King Charles’ struggle for power with the English Parliament centered primarily over the issues of taxation and Charles’ attempt to reform the Anglican Church of England against the wishes of Parliament and the majority of the citizens of England. To go into great detail on the reign of Charles I that lasted from 1625 until his death in 1649, is beyond the scope of this chapter. Briefly however, except for the eleven year period from 1629 until 1640 when Charles had dismissed Parliament, during most of his reign the country was at war, and war required a great deal of money. Unfortunately for Charles the only way to raise the money was through taxation and the right to approve taxes, by English tradition, rested in the hands of Parliament. For the most part Parliament did not approve of his wars and they denied him the money needed to support his armies. When Charles came to power in 1628, the country was at war with France and Spain. In 1639 and again in 1640, Charles sent his military forces into Scotland in a failed attempt to force Scotland and the Presbyterians to accept his mandate that the Anglican Church of England was the only acceptable faith to be practiced in England. Without the funds, Charles was forced to abandon his efforts in this regard. Then in 1641, Charles ordered his military forces to Ireland to put down what he believed was a Catholic attempt to take over Ireland. In the summer of 1642, Parliament disgusted with Charles’ actions without their consent, maneuvered to gain control over the army. What resulted was the creation of two separate armies and the beginning of the England’s First Civil War. Back and forth battles in southern England between the Parliament army and the King’s “Royalist” army lasted until 1646 at which time the Royalist army was defeated and Charles escaped north to Scotland where he surrendered to the Scottish army. This effectively ended of the First Civil War.

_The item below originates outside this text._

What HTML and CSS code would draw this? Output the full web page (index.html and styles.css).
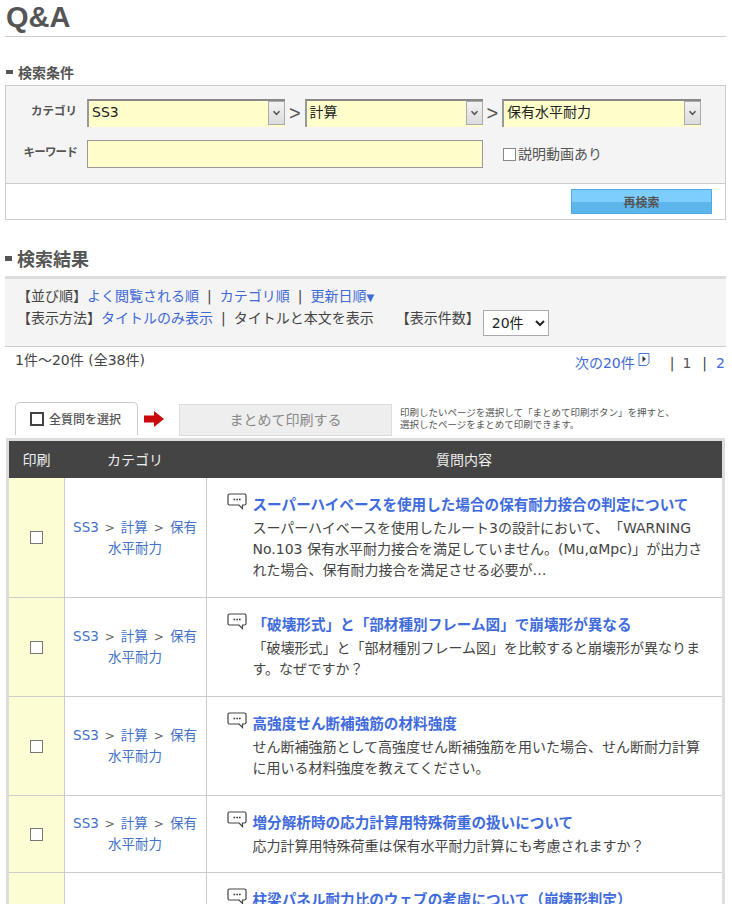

In late 1647, Charles completed an agreement with the Scots that promised him military aid in exchange for his agreeing to implement Presbyterianism in England once he was back in power. The 1st Duke of Hamilton, James Hamilton, led an invasion into England with Royalist and Scottish forces but he was defeated by Oliver Cromwell in August of 1648 at the Battle of Preston. James was subsequently tried for treason for his role in the war, found guilty and executed. As far as can be determined our David Hamilton was not with James Hamilton at the Battle of Preston. This event ended the Second Civil War. Shortly thereafter, Scotland turned King Charles over to Parliament. Parliament, or to be more accurate, the militant branch of Parliament, a group that included Oliver Cromwell, set up a “high court of justice”, tried the King for treason, and in January of 1649, the King was beheaded. Oliver Cromwell and Parliament were now firmly in control of England, but the civil wars were not yet over.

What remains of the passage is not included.